Composition

Composition

Life Long Lessons

This week I listened to a “The Candid Frame” video podcast with host Ibarionex Perello. Before I go further, I want to put in a plug for The Candid Frame. Perello is an engaging host, lending his discerning eye and pleasing voice to his eclectic range of photographic subject matter, although in my opinion he sometimes does go overboard in his analyses.

In any event, in the episode titled “Street Photography: Color as an Element vs Subject”, Perello casually throws out the term “building composition” and I immediately glommed onto it. In so many ways that term distilled exactly what I have been teaching for decades, yet lacked a concise term to encapsulate its essence. So, let me elaborate here.

Without a doubt, most teaching pros I have spoken with over the years agree that teaching composition is the most difficult aspect of photography. Yes, technical issues in today’s complex cameras are difficult, but once mastered (practice, practice, practice!) it becomes second nature. Not so easy with composition.

I have been photographing for more than five decades and I still struggle with my own compositions. Do I have a great foreground element to anchor the scene? Do I have a good leading line? Is there a textural element that grabs the viewer? What is the subject of the image? Is my subject in the “right” place within the frame? If it’s a portrait, do I need to add context and, if so, where do I place the subject in the frame? These are only some of the questions I ask myself as I work to “build” my compositions. I often spend an hour or more in one location building my compositions.

In The Candid Frame podcast, Perello addresses the issue of whether, and how much, color itself becomes a compositional element.
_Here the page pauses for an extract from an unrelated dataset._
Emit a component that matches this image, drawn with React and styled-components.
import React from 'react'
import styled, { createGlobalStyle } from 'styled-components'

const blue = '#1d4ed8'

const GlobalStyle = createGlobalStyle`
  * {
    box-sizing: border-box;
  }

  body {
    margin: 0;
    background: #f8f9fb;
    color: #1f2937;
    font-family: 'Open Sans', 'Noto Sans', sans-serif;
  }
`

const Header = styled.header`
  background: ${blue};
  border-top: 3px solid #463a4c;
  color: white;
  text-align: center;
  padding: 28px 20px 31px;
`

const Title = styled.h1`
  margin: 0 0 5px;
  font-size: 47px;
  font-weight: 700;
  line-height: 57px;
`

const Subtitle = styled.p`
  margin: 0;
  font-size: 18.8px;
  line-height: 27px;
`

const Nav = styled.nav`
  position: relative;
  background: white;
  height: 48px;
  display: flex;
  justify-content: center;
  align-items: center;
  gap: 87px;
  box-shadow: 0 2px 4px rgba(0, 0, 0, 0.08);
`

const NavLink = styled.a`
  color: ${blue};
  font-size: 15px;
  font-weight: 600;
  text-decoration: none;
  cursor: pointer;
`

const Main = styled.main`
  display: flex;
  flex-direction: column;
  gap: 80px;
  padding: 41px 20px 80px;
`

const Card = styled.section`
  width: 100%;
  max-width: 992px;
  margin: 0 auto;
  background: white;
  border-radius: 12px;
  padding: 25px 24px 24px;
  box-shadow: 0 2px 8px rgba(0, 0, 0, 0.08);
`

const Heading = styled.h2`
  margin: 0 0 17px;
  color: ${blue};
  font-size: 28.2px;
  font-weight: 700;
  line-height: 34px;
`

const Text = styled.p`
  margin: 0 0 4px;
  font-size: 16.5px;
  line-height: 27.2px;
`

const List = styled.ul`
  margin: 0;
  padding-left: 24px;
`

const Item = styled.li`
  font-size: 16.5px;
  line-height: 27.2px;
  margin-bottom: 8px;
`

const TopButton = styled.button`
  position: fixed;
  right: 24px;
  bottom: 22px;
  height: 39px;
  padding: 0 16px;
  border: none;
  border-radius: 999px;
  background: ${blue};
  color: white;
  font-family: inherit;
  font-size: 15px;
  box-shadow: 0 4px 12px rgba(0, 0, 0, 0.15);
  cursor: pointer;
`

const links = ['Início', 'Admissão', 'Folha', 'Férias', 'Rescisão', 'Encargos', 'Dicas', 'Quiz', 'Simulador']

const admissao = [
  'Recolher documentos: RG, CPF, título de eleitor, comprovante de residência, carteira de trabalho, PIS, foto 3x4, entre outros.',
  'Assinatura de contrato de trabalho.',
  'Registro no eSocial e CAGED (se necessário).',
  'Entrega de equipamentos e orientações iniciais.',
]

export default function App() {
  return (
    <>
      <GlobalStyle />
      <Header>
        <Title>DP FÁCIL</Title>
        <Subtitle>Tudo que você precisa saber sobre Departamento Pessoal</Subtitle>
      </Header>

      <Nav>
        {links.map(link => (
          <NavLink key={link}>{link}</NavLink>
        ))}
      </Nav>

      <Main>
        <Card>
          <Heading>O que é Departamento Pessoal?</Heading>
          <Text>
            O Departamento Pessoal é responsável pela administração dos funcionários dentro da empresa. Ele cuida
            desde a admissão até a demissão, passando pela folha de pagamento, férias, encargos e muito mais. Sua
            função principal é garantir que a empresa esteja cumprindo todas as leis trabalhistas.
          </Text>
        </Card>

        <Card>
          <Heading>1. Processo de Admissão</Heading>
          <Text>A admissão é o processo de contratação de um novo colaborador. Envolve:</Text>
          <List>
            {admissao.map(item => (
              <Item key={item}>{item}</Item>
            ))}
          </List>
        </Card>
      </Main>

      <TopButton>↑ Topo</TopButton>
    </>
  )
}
I personally find this a crucial issue for my own photography as I have gravitated more to black and white photography over the past decade. Every time I approach a scene now, I first ask myself whether color is critical to the image. I admit this is a biased conclusion, but in the majority of cases I find it is not; at least for my photography.

In my ebook, Photographic Composition I cover many of the most crucial things to consider. But I would never want to claim that my book, or anyone else’s writing on the subject, is the final say. Yes, good compositions can be the result of luck. But truly excellent compositions, time after time in a given photographer’s body of work, are the result of working the scene. They are the result of practice, failures and learning from those failures, and practicing again and again. Great compositions don’t just happen, they are built.